-- START Given data --
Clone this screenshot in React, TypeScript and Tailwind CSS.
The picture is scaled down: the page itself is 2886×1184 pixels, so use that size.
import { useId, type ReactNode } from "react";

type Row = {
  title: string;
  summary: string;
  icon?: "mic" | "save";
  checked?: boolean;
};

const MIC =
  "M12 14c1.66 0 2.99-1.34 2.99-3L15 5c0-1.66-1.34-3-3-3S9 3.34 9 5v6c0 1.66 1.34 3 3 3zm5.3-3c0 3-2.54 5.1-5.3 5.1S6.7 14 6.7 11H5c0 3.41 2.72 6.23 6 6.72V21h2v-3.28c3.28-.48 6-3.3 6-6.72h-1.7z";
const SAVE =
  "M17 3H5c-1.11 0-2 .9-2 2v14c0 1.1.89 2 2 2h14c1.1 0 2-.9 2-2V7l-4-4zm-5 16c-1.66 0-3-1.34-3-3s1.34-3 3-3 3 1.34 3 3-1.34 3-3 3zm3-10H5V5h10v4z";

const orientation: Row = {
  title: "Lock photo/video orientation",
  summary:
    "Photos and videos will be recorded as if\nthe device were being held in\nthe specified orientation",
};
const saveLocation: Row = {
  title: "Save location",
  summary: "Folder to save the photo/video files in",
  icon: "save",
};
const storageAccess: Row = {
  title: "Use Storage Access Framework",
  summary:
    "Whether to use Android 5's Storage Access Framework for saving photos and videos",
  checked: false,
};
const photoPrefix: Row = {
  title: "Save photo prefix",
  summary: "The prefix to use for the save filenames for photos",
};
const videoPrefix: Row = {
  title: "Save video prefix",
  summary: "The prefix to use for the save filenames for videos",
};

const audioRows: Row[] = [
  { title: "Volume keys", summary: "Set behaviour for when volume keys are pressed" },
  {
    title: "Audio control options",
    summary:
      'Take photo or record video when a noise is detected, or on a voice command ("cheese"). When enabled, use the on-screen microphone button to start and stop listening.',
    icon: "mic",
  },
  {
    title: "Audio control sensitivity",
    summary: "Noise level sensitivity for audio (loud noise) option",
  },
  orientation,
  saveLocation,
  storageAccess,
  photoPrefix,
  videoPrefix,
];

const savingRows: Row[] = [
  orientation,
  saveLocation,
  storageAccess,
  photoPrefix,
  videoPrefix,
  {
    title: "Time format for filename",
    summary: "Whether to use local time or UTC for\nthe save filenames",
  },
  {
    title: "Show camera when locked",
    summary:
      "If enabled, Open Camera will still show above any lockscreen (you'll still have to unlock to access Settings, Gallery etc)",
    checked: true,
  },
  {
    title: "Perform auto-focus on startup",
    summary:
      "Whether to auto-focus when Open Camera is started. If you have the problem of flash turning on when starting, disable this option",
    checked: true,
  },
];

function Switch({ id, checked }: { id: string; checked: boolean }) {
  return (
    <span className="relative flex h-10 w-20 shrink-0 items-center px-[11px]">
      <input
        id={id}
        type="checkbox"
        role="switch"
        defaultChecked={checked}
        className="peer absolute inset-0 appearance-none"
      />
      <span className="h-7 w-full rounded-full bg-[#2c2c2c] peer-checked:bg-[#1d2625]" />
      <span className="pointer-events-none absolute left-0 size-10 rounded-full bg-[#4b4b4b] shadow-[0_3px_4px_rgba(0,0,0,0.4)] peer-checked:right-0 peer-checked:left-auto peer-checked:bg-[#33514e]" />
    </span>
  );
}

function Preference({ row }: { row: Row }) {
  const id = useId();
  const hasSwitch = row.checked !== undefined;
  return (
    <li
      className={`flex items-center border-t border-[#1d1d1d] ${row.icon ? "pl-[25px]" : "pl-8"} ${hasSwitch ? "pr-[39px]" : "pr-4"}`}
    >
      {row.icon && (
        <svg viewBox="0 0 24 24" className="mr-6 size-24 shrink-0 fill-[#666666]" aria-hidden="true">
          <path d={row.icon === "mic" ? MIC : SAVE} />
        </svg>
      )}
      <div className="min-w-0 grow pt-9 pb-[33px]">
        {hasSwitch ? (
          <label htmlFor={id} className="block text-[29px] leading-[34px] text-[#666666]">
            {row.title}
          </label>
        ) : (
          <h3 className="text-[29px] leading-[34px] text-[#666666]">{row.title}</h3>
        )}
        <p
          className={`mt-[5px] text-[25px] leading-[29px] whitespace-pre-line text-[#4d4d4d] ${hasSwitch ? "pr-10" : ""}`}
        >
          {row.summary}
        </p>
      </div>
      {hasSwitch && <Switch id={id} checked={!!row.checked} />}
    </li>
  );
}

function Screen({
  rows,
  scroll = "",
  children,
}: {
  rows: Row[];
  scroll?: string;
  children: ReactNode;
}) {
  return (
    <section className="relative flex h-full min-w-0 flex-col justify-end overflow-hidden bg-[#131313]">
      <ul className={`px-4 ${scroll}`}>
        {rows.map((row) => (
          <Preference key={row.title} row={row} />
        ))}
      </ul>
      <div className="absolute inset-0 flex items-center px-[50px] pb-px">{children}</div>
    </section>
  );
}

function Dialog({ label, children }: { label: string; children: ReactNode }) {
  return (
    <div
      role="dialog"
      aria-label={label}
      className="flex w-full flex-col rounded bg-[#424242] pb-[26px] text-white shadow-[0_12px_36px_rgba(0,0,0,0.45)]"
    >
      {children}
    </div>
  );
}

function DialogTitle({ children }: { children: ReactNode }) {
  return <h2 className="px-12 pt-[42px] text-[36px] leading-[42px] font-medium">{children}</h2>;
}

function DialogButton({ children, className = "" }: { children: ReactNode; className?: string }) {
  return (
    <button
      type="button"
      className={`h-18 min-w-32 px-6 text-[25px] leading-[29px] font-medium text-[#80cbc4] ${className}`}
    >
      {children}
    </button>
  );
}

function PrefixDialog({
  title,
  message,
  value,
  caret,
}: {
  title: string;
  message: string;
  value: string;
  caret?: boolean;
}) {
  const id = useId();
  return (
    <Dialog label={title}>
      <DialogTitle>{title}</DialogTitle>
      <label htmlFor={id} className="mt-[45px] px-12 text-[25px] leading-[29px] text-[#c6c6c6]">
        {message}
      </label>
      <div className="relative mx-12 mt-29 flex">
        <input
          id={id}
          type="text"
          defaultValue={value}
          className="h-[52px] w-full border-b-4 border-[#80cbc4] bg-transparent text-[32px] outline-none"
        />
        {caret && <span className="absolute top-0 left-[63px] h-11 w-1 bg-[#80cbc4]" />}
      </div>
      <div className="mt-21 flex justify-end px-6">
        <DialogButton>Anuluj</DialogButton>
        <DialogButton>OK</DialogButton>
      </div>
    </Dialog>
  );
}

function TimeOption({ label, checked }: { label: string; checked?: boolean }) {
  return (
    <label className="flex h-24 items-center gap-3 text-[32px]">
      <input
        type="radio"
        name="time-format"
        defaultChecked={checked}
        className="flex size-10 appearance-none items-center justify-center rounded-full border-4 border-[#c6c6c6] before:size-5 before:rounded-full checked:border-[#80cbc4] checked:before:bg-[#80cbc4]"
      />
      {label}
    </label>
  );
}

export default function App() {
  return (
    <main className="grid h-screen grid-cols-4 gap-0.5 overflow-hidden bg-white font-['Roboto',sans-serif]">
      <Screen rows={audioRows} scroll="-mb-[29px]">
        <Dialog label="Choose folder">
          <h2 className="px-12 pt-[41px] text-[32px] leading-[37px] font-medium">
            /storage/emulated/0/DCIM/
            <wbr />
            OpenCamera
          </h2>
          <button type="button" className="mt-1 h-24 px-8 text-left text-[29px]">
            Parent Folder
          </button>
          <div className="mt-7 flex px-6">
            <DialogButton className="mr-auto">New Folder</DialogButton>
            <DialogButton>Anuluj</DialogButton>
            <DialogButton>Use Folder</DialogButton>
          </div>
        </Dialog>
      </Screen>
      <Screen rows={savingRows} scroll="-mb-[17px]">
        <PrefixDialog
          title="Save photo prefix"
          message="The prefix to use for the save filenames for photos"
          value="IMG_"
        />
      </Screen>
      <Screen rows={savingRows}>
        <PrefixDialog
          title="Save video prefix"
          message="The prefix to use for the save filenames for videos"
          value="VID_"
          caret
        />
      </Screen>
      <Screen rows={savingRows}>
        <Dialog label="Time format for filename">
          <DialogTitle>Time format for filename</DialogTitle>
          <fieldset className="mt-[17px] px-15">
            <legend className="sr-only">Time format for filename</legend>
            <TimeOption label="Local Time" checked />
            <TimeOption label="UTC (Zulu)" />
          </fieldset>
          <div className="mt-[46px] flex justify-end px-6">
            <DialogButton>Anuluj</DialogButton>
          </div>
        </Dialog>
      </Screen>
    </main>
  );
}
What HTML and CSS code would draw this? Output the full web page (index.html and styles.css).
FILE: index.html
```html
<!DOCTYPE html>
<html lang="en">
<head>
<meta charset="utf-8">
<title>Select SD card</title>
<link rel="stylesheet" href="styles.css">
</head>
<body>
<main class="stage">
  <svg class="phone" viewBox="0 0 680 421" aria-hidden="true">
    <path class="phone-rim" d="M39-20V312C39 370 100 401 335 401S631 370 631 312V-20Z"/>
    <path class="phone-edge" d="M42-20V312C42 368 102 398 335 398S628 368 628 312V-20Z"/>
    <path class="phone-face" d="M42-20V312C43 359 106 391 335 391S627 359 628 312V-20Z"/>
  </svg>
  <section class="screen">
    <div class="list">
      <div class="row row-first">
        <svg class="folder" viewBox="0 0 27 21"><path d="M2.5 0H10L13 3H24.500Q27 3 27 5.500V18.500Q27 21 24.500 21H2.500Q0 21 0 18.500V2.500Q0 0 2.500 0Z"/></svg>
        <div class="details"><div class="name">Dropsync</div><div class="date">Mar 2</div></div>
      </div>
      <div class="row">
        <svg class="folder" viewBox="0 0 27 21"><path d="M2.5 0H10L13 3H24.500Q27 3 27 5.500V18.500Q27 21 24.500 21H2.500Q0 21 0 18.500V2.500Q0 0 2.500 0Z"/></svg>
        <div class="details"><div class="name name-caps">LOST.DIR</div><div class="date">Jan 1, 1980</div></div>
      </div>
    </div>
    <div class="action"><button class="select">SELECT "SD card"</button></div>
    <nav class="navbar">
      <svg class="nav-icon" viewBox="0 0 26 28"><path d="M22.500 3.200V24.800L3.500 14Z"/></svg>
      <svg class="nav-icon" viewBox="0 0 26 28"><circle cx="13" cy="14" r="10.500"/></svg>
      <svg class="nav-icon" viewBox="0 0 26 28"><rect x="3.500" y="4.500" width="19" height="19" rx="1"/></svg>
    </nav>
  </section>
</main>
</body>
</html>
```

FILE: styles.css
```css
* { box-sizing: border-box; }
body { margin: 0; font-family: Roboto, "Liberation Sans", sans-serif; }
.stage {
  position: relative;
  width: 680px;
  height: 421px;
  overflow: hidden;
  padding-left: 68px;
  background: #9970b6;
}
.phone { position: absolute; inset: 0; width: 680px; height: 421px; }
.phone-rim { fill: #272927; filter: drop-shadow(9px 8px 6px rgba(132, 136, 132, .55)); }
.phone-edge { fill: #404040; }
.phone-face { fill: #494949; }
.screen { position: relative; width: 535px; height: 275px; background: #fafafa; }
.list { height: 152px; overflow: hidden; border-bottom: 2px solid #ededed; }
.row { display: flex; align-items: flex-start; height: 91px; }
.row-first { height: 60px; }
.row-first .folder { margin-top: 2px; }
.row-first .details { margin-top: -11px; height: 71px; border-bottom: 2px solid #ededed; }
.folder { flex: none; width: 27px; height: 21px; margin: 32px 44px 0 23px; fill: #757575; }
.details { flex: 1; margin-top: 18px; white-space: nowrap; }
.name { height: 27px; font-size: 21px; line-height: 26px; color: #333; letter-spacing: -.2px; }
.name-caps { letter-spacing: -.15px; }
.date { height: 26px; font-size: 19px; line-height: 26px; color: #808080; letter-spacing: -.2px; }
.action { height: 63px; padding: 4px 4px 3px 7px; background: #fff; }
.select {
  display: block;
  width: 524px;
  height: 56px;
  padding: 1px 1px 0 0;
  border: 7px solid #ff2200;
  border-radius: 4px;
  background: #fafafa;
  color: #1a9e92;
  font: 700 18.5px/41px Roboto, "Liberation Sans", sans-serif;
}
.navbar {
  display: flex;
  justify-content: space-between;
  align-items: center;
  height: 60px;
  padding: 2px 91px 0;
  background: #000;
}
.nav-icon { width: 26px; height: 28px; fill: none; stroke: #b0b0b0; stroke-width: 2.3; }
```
-- END Given data --
_What the exercise asks_
Read through the data and copy every line where "this" shows up.

_Answer in full_
Clone this screenshot in React, TypeScript and Tailwind CSS.
      "Whether to auto-focus when Open Camera is started. If you have the problem of flash turning on when starting, disable this option",
What HTML and CSS code would draw this? Output the full web page (index.html and styles.css).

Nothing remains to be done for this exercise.